Wow! These were EXACTLY the rolls I remember from school. Thank you!!! I read the reviews before I made these and noticed many comments said they were bland, so I looked up typical salt-to-flour ratios for yeast breads, and the amount was off by 2 teaspoons, more if more flour is used while kneading. (Ratio is 1/2 teaspoon salt per 1 cup flour.) I didn't have shortening so I substituted butter for that, and since shortening is 100% fat and butter is 20% water (if you use typical butter--European butter has a higher fat content), I used a tablespoon more butter (so 5 tablespoons were used) for rubbing into the flour, and took away a tablespoon of water from the 3 cups. These were amazing!!! Thank you so much for posting this recipe!!!
I have been searching for the perfect roll recipe, this is it! Just follow the recipe and you can't go wrong. I could not believe how light this dough was and the rolls turned out GREAT. Thanks for the recipe.
Very easy. I followed the recipe to a "t". Very light and fluffy. Tasty with melted honey butter on them.Mix your honey and butter together. Pop into the micro for about 10 seconds. Pour over the rolls. Yum Yum Yum!!!
I made the full recipe and while the dough rose beautifully and the rolls looked very good they had absolutely no taste whatsoever. I was really hoping for somthing a little better. I'll stick with the "best rolls ever" also found on this site. Thanks for sharing though.
These rolls were delicious - just what I was looking for. I served these right from the oven at dinner, and they were the best part of the meal. I made half a batch (about 24 rolls) and they were all gone the next day - the kids wanted to take them to school for lunch. Thanks for the recipe, MOMMY2THREEANGELS, I'll be making these again and again and probably during the holidays too. Update: I like to scale the recipe down to 15 servings and make the dough in my bread machine. I've replaced up to 1/3 of the flour with ww flour. I don't make these as often as my kids request because I usually eat too many (the big reason why I never make a full batch). Enjoy!

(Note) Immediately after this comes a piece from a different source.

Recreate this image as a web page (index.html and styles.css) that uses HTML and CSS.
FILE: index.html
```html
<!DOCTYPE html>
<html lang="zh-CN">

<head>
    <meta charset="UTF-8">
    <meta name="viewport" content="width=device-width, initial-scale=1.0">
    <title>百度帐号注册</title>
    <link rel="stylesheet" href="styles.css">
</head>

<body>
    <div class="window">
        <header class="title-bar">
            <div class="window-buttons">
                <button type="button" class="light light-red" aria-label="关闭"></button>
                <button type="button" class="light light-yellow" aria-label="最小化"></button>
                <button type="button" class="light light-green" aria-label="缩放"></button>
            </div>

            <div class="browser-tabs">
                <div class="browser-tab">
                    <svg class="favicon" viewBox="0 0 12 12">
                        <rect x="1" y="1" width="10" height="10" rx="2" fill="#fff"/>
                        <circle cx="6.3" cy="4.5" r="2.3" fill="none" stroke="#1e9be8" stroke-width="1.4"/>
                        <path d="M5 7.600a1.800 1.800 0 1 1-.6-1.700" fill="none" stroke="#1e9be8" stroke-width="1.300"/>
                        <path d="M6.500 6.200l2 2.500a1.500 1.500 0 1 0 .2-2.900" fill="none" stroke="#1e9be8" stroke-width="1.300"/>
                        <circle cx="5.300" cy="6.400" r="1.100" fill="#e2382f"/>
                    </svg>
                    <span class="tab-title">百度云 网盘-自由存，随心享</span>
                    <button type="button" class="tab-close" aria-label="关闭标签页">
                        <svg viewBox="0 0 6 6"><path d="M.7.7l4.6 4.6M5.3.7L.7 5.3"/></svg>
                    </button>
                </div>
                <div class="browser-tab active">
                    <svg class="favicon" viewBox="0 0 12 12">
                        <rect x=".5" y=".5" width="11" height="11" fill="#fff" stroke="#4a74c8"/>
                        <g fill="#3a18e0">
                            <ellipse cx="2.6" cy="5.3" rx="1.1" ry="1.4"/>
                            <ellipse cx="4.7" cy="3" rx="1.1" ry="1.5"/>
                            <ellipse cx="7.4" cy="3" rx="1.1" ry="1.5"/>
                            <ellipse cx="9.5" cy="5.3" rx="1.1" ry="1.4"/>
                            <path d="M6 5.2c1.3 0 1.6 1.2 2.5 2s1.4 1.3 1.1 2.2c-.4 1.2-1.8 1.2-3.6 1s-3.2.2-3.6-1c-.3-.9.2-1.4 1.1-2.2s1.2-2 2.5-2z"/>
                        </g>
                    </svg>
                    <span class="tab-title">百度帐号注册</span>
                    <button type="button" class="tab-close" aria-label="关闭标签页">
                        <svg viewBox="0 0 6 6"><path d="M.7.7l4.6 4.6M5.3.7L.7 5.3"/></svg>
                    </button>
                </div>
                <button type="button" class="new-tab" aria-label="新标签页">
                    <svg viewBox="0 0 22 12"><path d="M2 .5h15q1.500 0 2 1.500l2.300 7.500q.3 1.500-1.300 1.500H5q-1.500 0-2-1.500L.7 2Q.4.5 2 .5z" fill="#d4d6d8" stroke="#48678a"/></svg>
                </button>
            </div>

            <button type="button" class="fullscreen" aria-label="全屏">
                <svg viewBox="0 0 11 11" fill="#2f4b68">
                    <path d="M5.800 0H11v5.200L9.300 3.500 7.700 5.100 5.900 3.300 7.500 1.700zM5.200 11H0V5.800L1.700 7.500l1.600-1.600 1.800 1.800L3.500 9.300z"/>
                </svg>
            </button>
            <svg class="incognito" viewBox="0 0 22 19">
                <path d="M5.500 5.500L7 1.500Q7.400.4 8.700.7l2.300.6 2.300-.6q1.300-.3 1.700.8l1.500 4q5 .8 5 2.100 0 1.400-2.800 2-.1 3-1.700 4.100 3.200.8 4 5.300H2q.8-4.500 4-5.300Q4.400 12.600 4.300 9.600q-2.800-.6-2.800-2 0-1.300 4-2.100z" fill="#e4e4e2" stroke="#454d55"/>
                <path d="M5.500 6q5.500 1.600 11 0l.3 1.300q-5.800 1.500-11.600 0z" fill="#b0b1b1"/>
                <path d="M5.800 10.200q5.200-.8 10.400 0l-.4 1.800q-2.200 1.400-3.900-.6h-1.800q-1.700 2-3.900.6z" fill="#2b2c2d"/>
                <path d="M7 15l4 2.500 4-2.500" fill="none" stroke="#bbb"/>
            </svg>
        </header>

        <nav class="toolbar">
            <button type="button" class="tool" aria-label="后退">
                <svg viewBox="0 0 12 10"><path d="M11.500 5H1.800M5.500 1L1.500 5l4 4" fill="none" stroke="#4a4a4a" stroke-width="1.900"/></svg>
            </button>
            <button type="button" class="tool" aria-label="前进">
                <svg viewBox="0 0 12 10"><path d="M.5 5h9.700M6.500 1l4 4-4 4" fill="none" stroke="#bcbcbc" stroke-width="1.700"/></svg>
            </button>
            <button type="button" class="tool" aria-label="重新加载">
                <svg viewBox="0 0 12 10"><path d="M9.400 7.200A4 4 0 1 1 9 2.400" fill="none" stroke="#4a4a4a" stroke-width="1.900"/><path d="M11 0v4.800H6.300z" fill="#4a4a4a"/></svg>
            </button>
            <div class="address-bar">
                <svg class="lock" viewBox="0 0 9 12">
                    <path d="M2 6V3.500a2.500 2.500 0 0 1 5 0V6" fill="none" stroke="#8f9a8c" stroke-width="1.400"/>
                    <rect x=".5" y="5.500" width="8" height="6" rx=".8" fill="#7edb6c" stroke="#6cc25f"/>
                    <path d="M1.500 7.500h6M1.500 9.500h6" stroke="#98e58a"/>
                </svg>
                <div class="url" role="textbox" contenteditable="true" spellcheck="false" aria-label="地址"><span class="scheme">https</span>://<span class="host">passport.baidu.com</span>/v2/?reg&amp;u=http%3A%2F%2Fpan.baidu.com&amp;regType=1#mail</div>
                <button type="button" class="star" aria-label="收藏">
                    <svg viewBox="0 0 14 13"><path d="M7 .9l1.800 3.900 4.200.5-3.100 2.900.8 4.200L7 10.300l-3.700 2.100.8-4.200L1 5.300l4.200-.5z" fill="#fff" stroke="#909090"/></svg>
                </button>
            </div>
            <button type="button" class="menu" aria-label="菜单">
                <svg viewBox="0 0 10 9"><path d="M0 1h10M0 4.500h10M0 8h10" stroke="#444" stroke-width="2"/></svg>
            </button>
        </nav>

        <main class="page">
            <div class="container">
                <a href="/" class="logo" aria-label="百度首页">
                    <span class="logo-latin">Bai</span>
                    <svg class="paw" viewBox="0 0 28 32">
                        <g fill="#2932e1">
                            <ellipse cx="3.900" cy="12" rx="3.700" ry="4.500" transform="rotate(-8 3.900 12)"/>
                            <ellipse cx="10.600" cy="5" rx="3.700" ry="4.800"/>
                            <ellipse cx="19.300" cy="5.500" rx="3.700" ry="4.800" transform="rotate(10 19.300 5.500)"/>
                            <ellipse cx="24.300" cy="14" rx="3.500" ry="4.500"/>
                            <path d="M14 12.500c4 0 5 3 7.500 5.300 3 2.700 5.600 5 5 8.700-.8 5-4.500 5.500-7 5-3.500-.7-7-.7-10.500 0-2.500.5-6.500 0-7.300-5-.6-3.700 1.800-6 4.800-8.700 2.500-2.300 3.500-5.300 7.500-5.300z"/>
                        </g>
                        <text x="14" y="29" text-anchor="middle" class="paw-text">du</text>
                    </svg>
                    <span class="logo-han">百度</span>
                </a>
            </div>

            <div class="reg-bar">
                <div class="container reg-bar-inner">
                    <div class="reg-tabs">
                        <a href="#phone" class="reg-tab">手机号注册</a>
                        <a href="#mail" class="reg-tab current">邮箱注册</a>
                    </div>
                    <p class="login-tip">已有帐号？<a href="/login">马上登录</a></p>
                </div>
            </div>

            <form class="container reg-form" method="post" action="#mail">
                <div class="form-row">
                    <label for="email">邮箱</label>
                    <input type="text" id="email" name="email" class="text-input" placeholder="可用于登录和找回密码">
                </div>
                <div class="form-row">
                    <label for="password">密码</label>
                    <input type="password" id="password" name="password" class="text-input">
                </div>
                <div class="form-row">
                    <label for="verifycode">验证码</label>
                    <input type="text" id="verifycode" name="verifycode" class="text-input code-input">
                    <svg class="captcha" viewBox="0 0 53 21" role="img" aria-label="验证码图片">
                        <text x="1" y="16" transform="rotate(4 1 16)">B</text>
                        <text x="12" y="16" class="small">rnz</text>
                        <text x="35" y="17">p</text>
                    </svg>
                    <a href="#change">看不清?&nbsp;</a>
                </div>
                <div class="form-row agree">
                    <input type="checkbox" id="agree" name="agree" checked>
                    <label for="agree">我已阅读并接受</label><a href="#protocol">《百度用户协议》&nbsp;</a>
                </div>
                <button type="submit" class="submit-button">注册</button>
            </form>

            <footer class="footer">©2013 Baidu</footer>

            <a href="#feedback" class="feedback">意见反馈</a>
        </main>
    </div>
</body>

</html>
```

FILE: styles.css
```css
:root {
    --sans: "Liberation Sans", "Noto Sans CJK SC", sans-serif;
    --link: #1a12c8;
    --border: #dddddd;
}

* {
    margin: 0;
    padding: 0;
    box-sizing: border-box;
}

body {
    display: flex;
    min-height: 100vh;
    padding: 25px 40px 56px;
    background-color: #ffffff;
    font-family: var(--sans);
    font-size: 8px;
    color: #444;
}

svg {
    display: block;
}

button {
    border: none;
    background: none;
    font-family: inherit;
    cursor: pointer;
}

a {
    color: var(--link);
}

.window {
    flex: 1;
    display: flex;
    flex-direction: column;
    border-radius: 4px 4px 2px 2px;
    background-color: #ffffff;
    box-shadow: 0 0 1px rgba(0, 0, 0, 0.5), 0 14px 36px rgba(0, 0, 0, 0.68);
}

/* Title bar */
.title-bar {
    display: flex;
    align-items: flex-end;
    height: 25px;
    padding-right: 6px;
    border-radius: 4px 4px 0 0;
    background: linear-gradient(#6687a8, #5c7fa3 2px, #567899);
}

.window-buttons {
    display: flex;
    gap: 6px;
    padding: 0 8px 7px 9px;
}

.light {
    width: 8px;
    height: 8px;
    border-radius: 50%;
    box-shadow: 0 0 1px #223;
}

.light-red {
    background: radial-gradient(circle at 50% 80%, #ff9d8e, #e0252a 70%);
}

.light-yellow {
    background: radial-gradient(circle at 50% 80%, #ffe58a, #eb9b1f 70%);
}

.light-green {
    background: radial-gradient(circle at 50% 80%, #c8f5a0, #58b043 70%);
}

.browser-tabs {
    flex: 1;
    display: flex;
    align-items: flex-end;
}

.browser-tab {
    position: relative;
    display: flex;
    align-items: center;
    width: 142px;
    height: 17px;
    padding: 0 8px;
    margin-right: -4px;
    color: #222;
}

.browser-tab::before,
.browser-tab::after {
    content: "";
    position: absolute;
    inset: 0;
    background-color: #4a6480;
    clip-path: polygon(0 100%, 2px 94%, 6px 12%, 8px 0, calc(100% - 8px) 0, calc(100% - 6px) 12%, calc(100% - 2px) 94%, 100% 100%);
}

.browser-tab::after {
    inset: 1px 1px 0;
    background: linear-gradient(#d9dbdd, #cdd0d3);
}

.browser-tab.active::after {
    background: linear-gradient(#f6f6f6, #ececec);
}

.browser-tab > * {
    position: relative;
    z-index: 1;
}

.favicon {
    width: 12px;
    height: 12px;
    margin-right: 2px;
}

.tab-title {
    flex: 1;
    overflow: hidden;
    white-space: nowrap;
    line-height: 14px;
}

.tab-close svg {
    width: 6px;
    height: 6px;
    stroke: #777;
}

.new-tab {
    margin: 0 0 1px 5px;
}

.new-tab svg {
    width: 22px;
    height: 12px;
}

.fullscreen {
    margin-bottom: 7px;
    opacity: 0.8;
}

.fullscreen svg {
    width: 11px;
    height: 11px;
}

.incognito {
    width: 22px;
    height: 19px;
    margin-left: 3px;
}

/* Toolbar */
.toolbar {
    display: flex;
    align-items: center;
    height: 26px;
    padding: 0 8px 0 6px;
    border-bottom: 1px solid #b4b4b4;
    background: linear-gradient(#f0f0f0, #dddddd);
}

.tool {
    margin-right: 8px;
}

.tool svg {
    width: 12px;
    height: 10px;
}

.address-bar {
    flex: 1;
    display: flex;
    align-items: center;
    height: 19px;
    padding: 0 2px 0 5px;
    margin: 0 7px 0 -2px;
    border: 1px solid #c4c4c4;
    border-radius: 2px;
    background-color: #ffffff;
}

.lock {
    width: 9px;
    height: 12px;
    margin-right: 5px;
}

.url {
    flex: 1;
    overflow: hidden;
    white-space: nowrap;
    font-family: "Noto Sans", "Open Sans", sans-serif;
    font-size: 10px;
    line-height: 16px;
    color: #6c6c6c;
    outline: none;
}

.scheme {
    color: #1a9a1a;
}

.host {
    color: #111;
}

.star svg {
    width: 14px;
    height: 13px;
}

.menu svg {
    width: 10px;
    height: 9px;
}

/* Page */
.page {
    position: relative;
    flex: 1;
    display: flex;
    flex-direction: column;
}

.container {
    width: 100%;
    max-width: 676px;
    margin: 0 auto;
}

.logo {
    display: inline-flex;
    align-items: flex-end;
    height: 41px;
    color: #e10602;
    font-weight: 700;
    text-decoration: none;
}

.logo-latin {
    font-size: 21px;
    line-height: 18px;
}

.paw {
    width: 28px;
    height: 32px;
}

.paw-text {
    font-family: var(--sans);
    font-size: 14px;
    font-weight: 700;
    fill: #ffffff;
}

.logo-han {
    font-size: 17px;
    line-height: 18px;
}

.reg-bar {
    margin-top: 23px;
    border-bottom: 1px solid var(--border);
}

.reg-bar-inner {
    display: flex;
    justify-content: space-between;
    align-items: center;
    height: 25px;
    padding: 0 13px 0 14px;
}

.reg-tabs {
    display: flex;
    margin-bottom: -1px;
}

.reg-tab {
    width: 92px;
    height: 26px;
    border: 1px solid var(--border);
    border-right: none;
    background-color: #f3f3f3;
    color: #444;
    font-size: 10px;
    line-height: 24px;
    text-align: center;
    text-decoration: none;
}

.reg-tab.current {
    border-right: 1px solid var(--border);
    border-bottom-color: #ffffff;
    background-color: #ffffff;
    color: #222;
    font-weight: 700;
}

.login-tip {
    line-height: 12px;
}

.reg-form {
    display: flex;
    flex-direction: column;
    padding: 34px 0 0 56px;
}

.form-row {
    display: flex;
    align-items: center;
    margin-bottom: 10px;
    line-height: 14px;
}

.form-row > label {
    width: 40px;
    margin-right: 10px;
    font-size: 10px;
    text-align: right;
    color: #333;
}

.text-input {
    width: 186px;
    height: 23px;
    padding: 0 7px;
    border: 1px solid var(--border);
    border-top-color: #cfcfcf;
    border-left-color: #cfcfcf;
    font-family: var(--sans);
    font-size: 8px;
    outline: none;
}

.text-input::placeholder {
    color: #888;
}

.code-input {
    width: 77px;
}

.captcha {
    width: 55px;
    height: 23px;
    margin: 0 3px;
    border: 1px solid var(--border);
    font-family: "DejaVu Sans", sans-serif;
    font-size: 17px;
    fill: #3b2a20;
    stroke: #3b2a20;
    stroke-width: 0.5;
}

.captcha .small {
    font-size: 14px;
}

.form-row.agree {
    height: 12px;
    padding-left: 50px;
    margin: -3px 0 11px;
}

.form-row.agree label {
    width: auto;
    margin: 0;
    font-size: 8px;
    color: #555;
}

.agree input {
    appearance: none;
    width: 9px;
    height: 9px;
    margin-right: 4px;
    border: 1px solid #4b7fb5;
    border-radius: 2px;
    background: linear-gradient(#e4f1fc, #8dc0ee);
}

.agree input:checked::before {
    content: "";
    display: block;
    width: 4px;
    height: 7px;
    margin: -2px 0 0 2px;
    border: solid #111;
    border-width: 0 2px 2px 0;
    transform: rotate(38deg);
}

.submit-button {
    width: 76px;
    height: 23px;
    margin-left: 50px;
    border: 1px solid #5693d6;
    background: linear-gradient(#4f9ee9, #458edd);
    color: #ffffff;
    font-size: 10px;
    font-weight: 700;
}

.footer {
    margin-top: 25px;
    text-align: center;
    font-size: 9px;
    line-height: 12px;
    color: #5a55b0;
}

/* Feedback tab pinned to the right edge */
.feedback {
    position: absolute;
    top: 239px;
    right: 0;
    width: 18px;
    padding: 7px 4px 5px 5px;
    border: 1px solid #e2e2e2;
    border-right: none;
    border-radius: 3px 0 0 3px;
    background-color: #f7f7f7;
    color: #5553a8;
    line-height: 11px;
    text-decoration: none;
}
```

My 10 yr old came home from school today BEGGING me to get the my friend (the lunch lady at his school) to teach me how to make the rolls they serve in the cafeteria. It would be 2 days before she had time to get together with me so I turned to the internet! This being my FIRST time baking bread not to mention my limited cooking skills in general.....I felt pretty brave just for trying. Well....I hate to admit allowing him to do this......but he ate FOUR of these rolls right out of the oven!! His comment: "Mom I never say this about your home cooking but (as he placed his fingers at his mouth and saluted me with a kiss!).....SUPERB!!!" He then went on to tell me that my rolls blew the cafeterias OUT OF THE WATER! Wow! What a compliment! My heart SOARED and I was filled with pride! LOL. Thank you for the wonderful recipe!
These were good and easy. I used 1/2 wheat flour and ended up not using all the dry/flour mixture maybe a 1/2 cup or so was left. Oh and I didn't roll them out. It was just easier for me to pull chunks off and roll them into balls.